Una distinzione netta che troverebbe la sua ratio nella necessità di razionalizzare l’attività amministrativa che si svolge all’interno di organizzazioni complesse, e quindi nell’esigenza di individuare una precisa ripartizione di funzioni e poteri. Seguendo questa linea, l’orientamento giurisprudenziale prevalente, aveva escluso anche la configurabilità di una responsabilità di tipo omissivo in capo agli organi di direzione politica. Tuttavia, ad oggi, si mostra abbastanza concorde nel ritenere che la delega possa avere efficacia liberatoria e, quindi, escludere la configurabilità di una responsabilità omissiva degli organi di direzione politica in presenza di determinate condizioni; quali, ad esempio, l’effettiva autonomia del delegato nella gestione della funzione, la capacità tecnica e professionale del delegato nell’assolvimento del compito oggetto di delega, il compimento da parte del delegante di tutto ciò che la legge pone a suo carico. La giurisprudenza precisa, però, che anche in presenza di queste condizioni, il delegante deve sempre esercitare in concreto una funzione di vigilanza e di controllo. Di conseguenza, non potrà andare esente da responsabilità se ha omesso di vigilare sullo svolgimento dell’incarico da parte del delegato oppure se era a conoscenza di eventuali inadempienze da parte di quest’ultimo.

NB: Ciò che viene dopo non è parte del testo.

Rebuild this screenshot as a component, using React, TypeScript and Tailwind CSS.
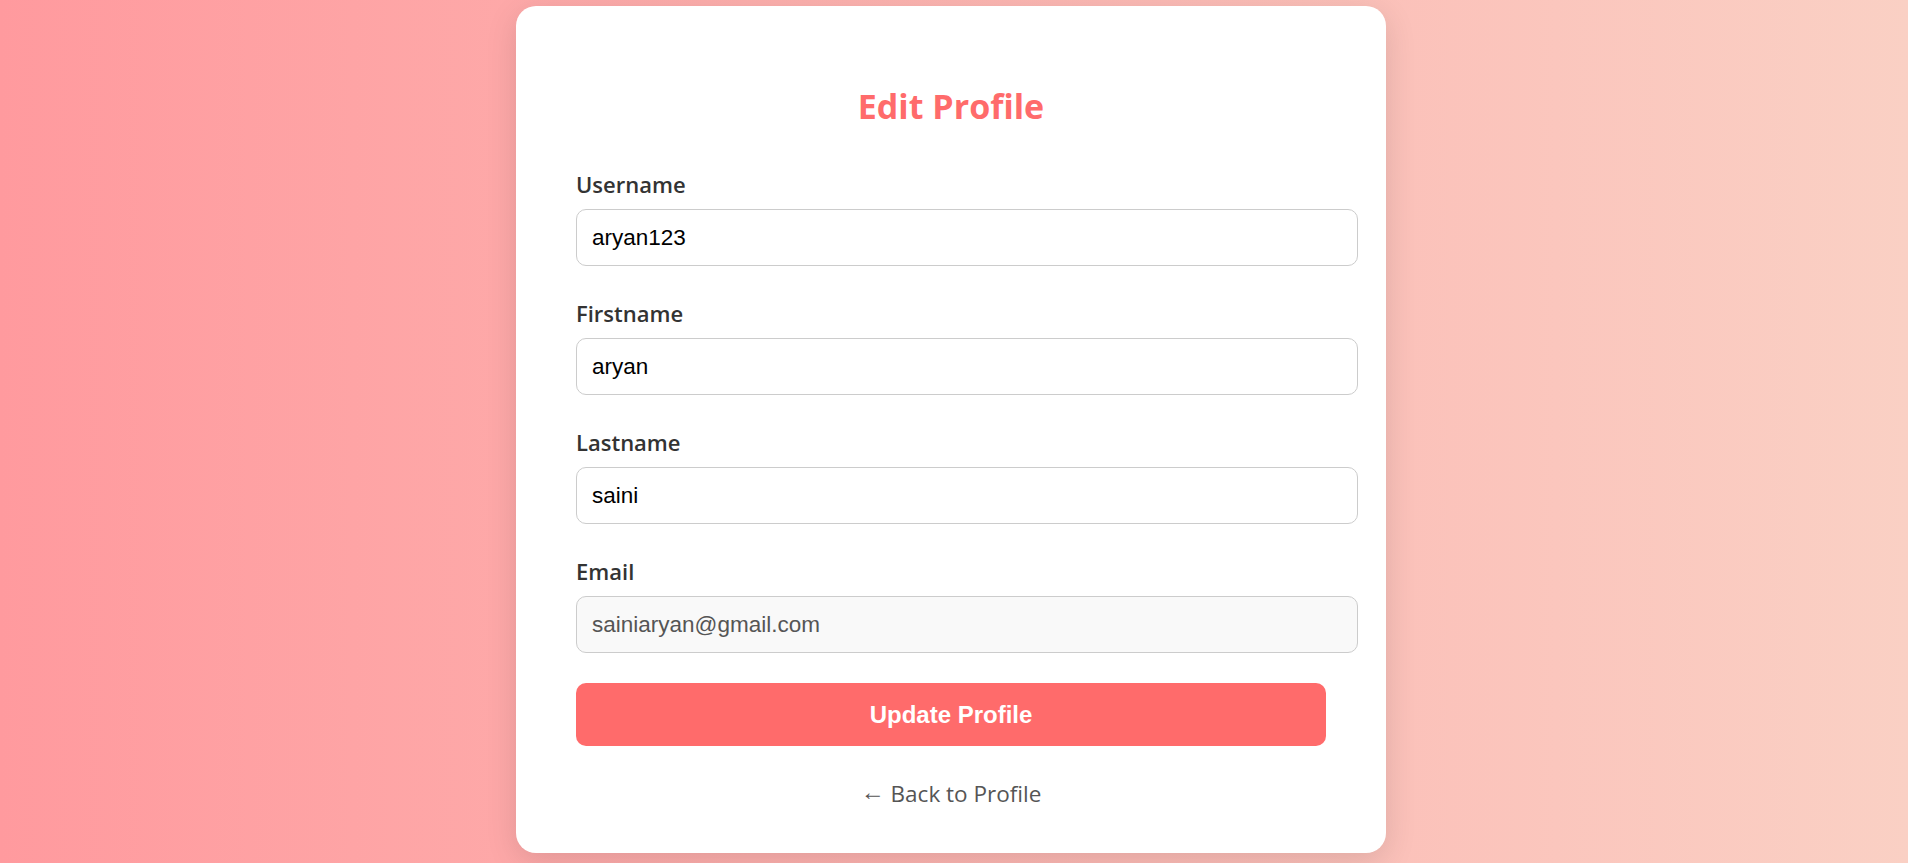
import { useState } from 'react';

const fields = [
  { name: 'username', label: 'Username', value: 'aryan123' },
  { name: 'firstname', label: 'Firstname', value: 'aryan' },
  { name: 'lastname', label: 'Lastname', value: 'saini' },
];

const EditProfile = () => {
  const [form, setForm] = useState<Record<string, string>>({
    username: 'aryan123',
    firstname: 'aryan',
    lastname: 'saini',
  });

  const handleChange = (e: React.ChangeEvent<HTMLInputElement>) => {
    setForm({ ...form, [e.target.name]: e.target.value });
  };

  return (
    <div className="w-full h-screen overflow-hidden bg-[linear-gradient(to_right,#ff9a9e,#fad0c4)] flex justify-center pt-[6px] pr-[6px] font-['Open_Sans',sans-serif]">
      <div className="w-[870px] h-[847px] bg-white rounded-[20px] shadow-[0_8px_32px_rgba(0,0,0,0.12)] px-[60px] pt-[80px] pb-[46px] flex flex-col">
        <h2 className="text-[34px] leading-[40px] font-bold text-[#ff6b6b] text-center">Edit Profile</h2>

        <form className="flex flex-col mt-[43px]" onSubmit={(e) => e.preventDefault()}>
          {fields.map((f) => (
            <div key={f.name} className="flex flex-col mb-[32px]">
              <label className="text-[22px] leading-[30px] font-semibold text-[#333]">{f.label}</label>
              <input
                name={f.name}
                value={form[f.name]}
                onChange={handleChange}
                className="box-content w-full mt-[10px] h-[25px] p-[15px] border border-[#ccc] rounded-[10px] bg-white text-black text-[22.5px] leading-[25px] font-['Liberation_Sans',Arial,sans-serif] outline-none"
              />
            </div>
          ))}
          <div className="flex flex-col">
            <label className="text-[22px] leading-[30px] font-semibold text-[#333]">Email</label>
            <input
              value="sainiaryan@gmail.com"
              readOnly
              className="box-content w-full mt-[10px] h-[25px] p-[15px] border border-[#ccc] rounded-[10px] bg-[#f9f9f9] text-[#555] text-[22.5px] leading-[25px] font-['Liberation_Sans',Arial,sans-serif] outline-none"
            />
          </div>
          <button
            type="submit"
            className="mt-[30px] h-[63px] w-full rounded-[10px] bg-[#ff6b6b] text-white text-[24px] font-bold font-['Liberation_Sans',Arial,sans-serif]"
          >
            Update Profile
          </button>
        </form>

        <a href="#" className="mt-[32px] text-center text-[22.5px] leading-[30px] text-[#555]">
          <span className="inline-block relative -top-[2px] text-[24px] leading-[30px]">←</span> Back to Profile
        </a>
      </div>
    </div>
  );
};

export default function App() {
  return <EditProfile />;
}
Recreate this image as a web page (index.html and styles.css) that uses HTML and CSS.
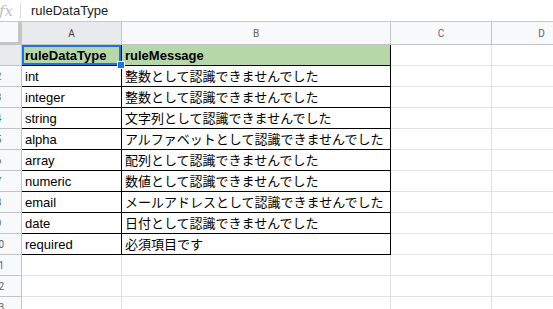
FILE: index.html
```html
<!DOCTYPE html>
<html lang="ja">
<head>
  <meta charset="UTF-8">
  <title>ruleDataType - Sheet</title>
  <link rel="stylesheet" href="styles.css">
</head>
<body>

  <div class="sheet">
    <div class="formula-bar">
      <span class="fx">fx</span>
      <span class="divider"></span>
      <span class="formula">ruleDataType</span>
    </div>

    <div class="grid" id="grid">
      <div class="corner"></div>
      <div class="col-head active">A</div>
      <div class="col-head">B</div>
      <div class="col-head">C</div>
      <div class="col-head">D</div>
    </div>
  </div>

  <script>
    const rows = [
      ["ruleDataType", "ruleMessage"],
      ["int", "整数として認識できませんでした"],
      ["integer", "整数として認識できませんでした"],
      ["string", "文字列として認識できませんでした"],
      ["alpha", "アルファベットとして認識できませんでした"],
      ["array", "配列として認識できませんでした"],
      ["numeric", "数値として認識できませんでした"],
      ["email", "メールアドレスとして認識できませんでした"],
      ["date", "日付として認識できませんでした"],
      ["required", "必須項目です"],
      ["", ""],
      ["", ""],
      ["", ""]
    ];

    function makeCell(text, classes) {
      const cell = document.createElement("div");
      cell.className = classes;
      cell.textContent = text;
      return cell;
    }

    const grid = document.getElementById("grid");
    rows.forEach((row, i) => {
      const inTable = i < 10;
      const isHead = i === 0;
      grid.appendChild(makeCell(i + 1, "row-head" + (isHead ? " active" : "")));

      let cls = "cell";
      if (inTable) cls += " boxed";
      if (isHead) cls += " table-head";

      const a = makeCell(row[0], cls + " col-a");
      if (isHead) {
        const handle = document.createElement("span");
        handle.className = "handle";
        a.classList.add("selected");
        a.appendChild(handle);
      }
      grid.appendChild(a);
      grid.appendChild(makeCell(row[1], cls + " col-b"));
      grid.appendChild(makeCell("", "cell"));
      grid.appendChild(makeCell("", "cell"));
    });
  </script>

</body>
</html>
```

FILE: styles.css
```css
body {
  margin: 0;
  padding: 0;
  background: #fff;
  font-family: "Liberation Sans", Arial, sans-serif;
  overflow: hidden;
}

.sheet {
  margin-left: -24px;
}

.formula-bar {
  height: 21px;
  border-bottom: 1px solid #c7c7c7;
  display: flex;
  align-items: center;
}

.fx {
  width: 44px;
  box-sizing: border-box;
  padding-right: 7px;
  text-align: right;
  font-family: "DejaVu Serif", serif;
  font-style: italic;
  font-size: 15px;
  color: #bdc1c6;
}

.divider {
  width: 1px;
  height: 15px;
  background: #dadce0;
  margin-right: 10px;
}

.formula {
  font-size: 13px;
  color: #202124;
  padding-bottom: 1px;
}

.grid {
  display: grid;
  grid-template-columns: 46px 100px 269px 101px 100px;
  grid-template-rows: 23px;
  grid-auto-rows: 21px;
}

.corner {
  background: #f8f9fa;
  border-right: 4px solid #c4c4c4;
  border-bottom: 3px solid #c4c4c4;
}

.col-head {
  background: #f8f9fa;
  border-right: 1px solid #c4c4c4;
  border-bottom: 1px solid #c4c4c4;
  font-family: Roboto, "Liberation Sans", sans-serif;
  font-size: 10px;
  color: #5f6368;
  display: flex;
  justify-content: center;
  align-items: center;
}

.row-head {
  background: #f8f9fa;
  border-right: 1px solid #c4c4c4;
  border-bottom: 1px solid #c4c4c4;
  font-family: Roboto, "Liberation Sans", sans-serif;
  font-size: 10px;
  color: #5f6368;
  display: flex;
  justify-content: center;
  align-items: center;
}

.col-head.active,
.row-head.active {
  background: #e8eaed;
  color: #3c4043;
}

.cell {
  position: relative;
  border-right: 1px solid #e2e2e2;
  border-bottom: 1px solid #e2e2e2;
  padding: 0 3px;
  font-size: 13px;
  line-height: 21px;
  color: #000;
  white-space: nowrap;
}

.col-b {
  font-family: "Liberation Sans", "Noto Sans CJK JP", sans-serif;
}

.cell.boxed {
  border-right-color: #000;
  border-bottom-color: #000;
}

.cell.table-head {
  background: #b6d7a8;
  font-weight: bold;
}

.cell.selected {
  box-shadow: inset 0 0 0 2px #1a73e8;
}

.handle {
  position: absolute;
  right: -4px;
  bottom: -4px;
  width: 6px;
  height: 6px;
  background: #1a73e8;
  border: 1px solid #fff;
  z-index: 2;
}
```
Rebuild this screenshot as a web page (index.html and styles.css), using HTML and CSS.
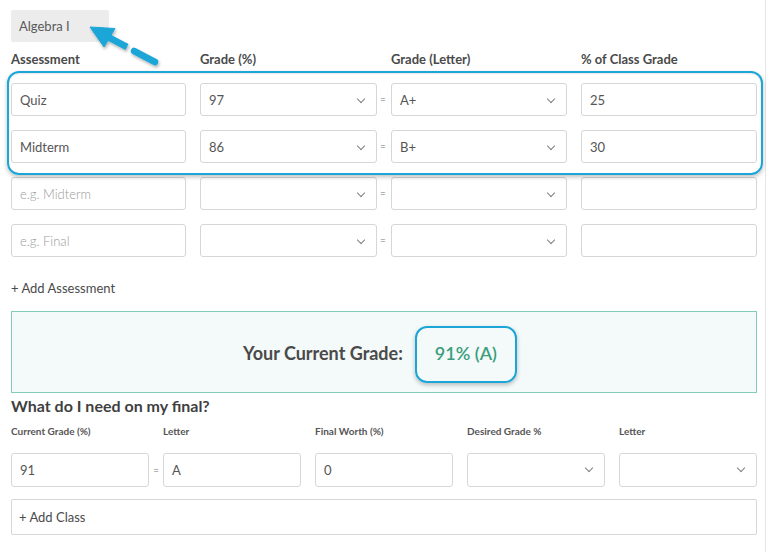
FILE: index.html
```html
<!DOCTYPE html>
<html>
<head>
<meta charset="utf-8">
<link rel="stylesheet" href="styles.css">
</head>
<body>
<div class="page">
  <div class="tabbar"><div class="tab">Algebra I</div></div>
  <svg class="arrow" width="180" height="80" viewBox="0 0 180 80">
    <defs>
      <filter id="sh" x="-20%" y="-20%" width="140%" height="140%">
        <feDropShadow dx="1" dy="2" stdDeviation="1.5" flood-color="#000" flood-opacity="0.3"/>
      </filter>
    </defs>
    <g filter="url(#sh)" fill="#1ba6d7" stroke="#1ba6d7">
      <polygon points="90,27 115,28.5 104,47" stroke-width="1" stroke-linejoin="round"/>
      <line x1="106" y1="36" x2="127" y2="47" stroke-width="6.5"/>
      <line x1="134" y1="51" x2="155" y2="62" stroke-width="6.5" stroke-linecap="round"/>
    </g>
  </svg>

  <div class="grid">
    <div class="hd">Assessment</div><div></div>
    <div class="hd">Grade (%)</div><div></div>
    <div class="hd">Grade (Letter)</div><div></div>
    <div class="hd">% of Class Grade</div>

    <div class="field">Quiz</div><div></div>
    <div class="field sel">97<span class="chev"></span></div><div class="eq">=</div>
    <div class="field sel">A+<span class="chev"></span></div><div></div>
    <div class="field">25</div>

    <div class="field">Midterm</div><div></div>
    <div class="field sel">86<span class="chev"></span></div><div class="eq">=</div>
    <div class="field sel">B+<span class="chev"></span></div><div></div>
    <div class="field">30</div>

    <div class="field ph">e.g. Midterm</div><div></div>
    <div class="field sel"><span class="chev"></span></div><div class="eq">=</div>
    <div class="field sel"><span class="chev"></span></div><div></div>
    <div class="field"></div>

    <div class="field ph">e.g. Final</div><div></div>
    <div class="field sel"><span class="chev"></span></div><div class="eq">=</div>
    <div class="field sel"><span class="chev"></span></div><div></div>
    <div class="field"></div>
  </div>
  <div class="hl-rows"></div>

  <div class="add">+ Add Assessment</div>

  <div class="result">
    <span class="res-label">Your Current Grade:</span>
    <span class="res-value">91% (A)<span class="hl-grade"></span></span>
  </div>

  <h2 class="final-title">What do I need on my final?</h2>

  <div class="fgrid">
    <div class="sub">Current Grade (%)</div>
    <div class="sub">Letter</div>
    <div class="sub">Final Worth (%)</div>
    <div class="sub">Desired Grade %</div>
    <div class="sub">Letter</div>

    <div class="field f2">91<span class="eq2">=</span></div>
    <div class="field f2">A</div>
    <div class="field f2">0</div>
    <div class="field f2 sel"><span class="chev"></span></div>
    <div class="field f2 sel"><span class="chev"></span></div>
  </div>

  <div class="addclass">+ Add Class</div>
</div>
</body>
</html>
```
FILE: styles.css
```css
* { box-sizing: border-box; }
html, body {
  margin: 0;
  padding: 0;
  background: #fff;
}
body {
  font-family: Lato, "Open Sans", Arial, sans-serif;
  color: #4a4a4a;
}
.page {
  position: relative;
  width: 766px;
  height: 552px;
  padding: 10px 0 0 11px;
  border-right: 1px solid #e6e6e6;
}
.tabbar { height: 32px; }
.tab {
  display: inline-block;
  width: 98px;
  height: 32px;
  line-height: 33px;
  padding-left: 8px;
  background: #ececec;
  border-radius: 2px;
  font-size: 13px;
  color: #5a5a5a;
}
.arrow {
  position: absolute;
  left: 0;
  top: 0;
}
.grid {
  display: grid;
  grid-template-columns: 175px 14px 177px 14px 176px 14px 176px;
  grid-template-rows: 27px 33px 33px 33px 33px;
  row-gap: 14px;
  width: 746px;
}
.hd {
  font-size: 13px;
  font-weight: 700;
  color: #4a4a4a;
  align-self: end;
  line-height: 16px;
  padding-bottom: 2px;
}
.field {
  position: relative;
  height: 33px;
  border: 1px solid #d6d6d6;
  border-radius: 3px;
  padding-left: 8px;
  font-size: 13px;
  line-height: 32px;
  color: #555;
  background: #fff;
}
.ph { color: #9a9a9a; font-weight: 300; }
.chev {
  position: absolute;
  right: 12px;
  top: 12px;
  width: 6px;
  height: 6px;
  border-right: 1.2px solid #808080;
  border-bottom: 1.2px solid #808080;
  transform: rotate(45deg);
}
.eq {
  font-size: 10px;
  color: #777;
  text-align: center;
  line-height: 33px;
  padding-right: 2px;
}
.hl-rows {
  position: absolute;
  left: 7px;
  top: 71px;
  width: 756px;
  height: 104px;
  border: 2.5px solid #1ba6d7;
  border-radius: 12px;
  box-shadow: 0 2px 4px rgba(0,0,0,0.25), inset 0 1px 2px rgba(0,0,0,0.1);
  pointer-events: none;
}
.add {
  margin-top: 23px;
  font-size: 13px;
  color: #4a4a4a;
  height: 16px;
  line-height: 16px;
}
.result {
  margin-top: 15px;
  width: 746px;
  height: 82px;
  background: #f4f9f9;
  border: 1px solid #85cbb9;
  display: flex;
  align-items: center;
  justify-content: center;
  padding-right: 28px;
  padding-top: 2px;
  gap: 32px;
  font-size: 18px;
}
.res-label { font-weight: 700; color: #4a4a4a; }
.res-value {
  position: relative;
  color: #3a9e7c;
  font-weight: 600;
}
.hl-grade {
  position: absolute;
  left: -20px;
  top: -16px;
  width: 102px;
  height: 57px;
  border: 2.5px solid #1ba6d7;
  border-radius: 12px;
  box-shadow: 0 2px 4px rgba(0,0,0,0.25);
}
.final-title {
  margin: 2px 0 0 0;
  font-size: 16px;
  font-weight: 700;
  color: #3f3f3f;
  line-height: 22px;
}
.fgrid {
  display: grid;
  grid-template-columns: repeat(5, 138px);
  column-gap: 14px;
  grid-template-rows: 22px 34px;
  row-gap: 14px;
  width: 746px;
}
.sub {
  font-size: 10px;
  font-weight: 700;
  color: #555;
  align-self: end;
  line-height: 13px;
  padding-bottom: 1px;
}
.f2 { height: 34px; line-height: 32px; }
.f2 .chev { top: 11px; }
.eq2 {
  position: absolute;
  right: -11px;
  top: 0;
  font-size: 10px;
  color: #777;
}
.addclass {
  margin-top: 12px;
  width: 746px;
  height: 36px;
  border: 1px solid #d6d6d6;
  border-radius: 2px;
  padding-left: 7px;
  font-size: 13px;
  line-height: 34px;
  color: #4a4a4a;
}
```
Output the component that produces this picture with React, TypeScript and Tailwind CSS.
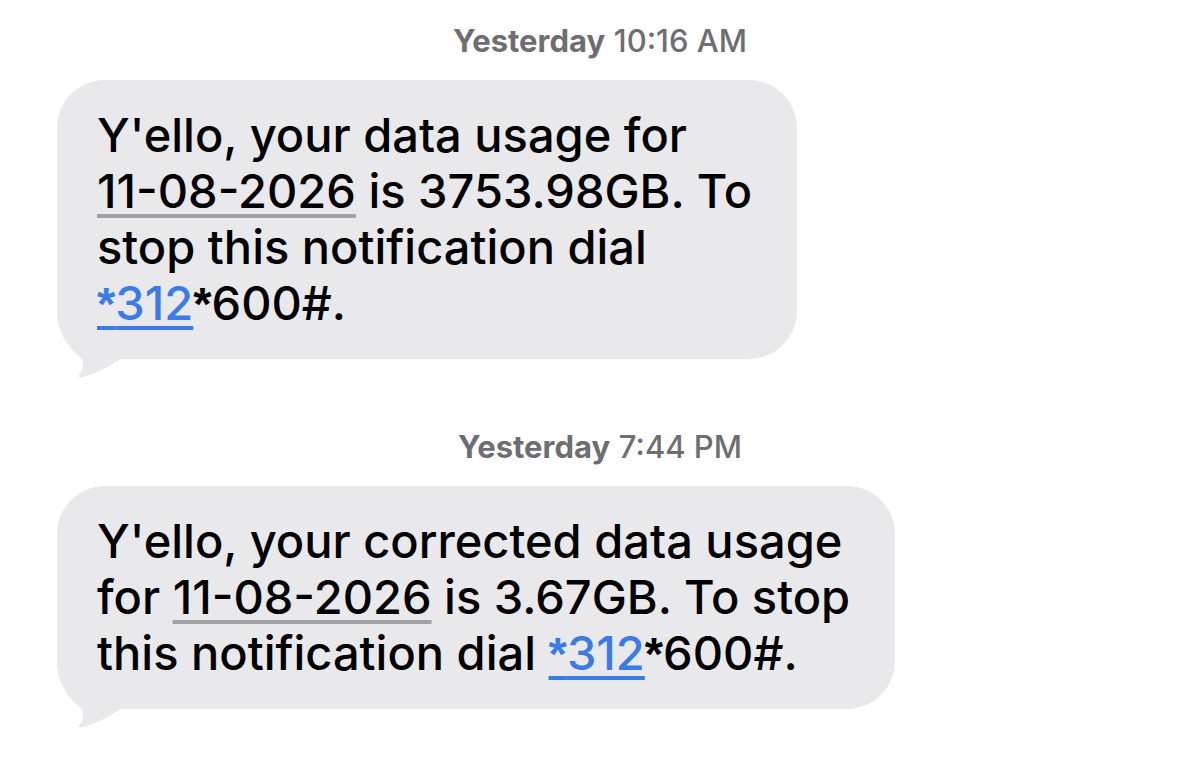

D’altronde, porta a concludere in questo senso lo stesso principio di delega, che affonda le sue radici nell’esigenza di assicurare la continuità dell’attività amministrativa e il buon andamento della pubblica amministrazione, principi ispiratori di tutto il sistema amministrazione e sanciti dalla Carta costituzionale.

Dunque, concludendo, nonostante la distinzione ad opera del legislatore tra organi di direzione politica e dirigenti degli enti pubblici, entrambi non possono prescindere dai suddetti principi nello svolgimento dei loro poteri e delle loro facoltà, avendo un potere-dovere di porre in essere tutti quei comportamenti idonei a garantirne il rispetto, tra i quali nel caso in questione, quello che si estrinseca nella vigilanza e nel controllo da parte dell’organo delegante e ciò nell’interesse di tutti i soggetti dell’ordinamento.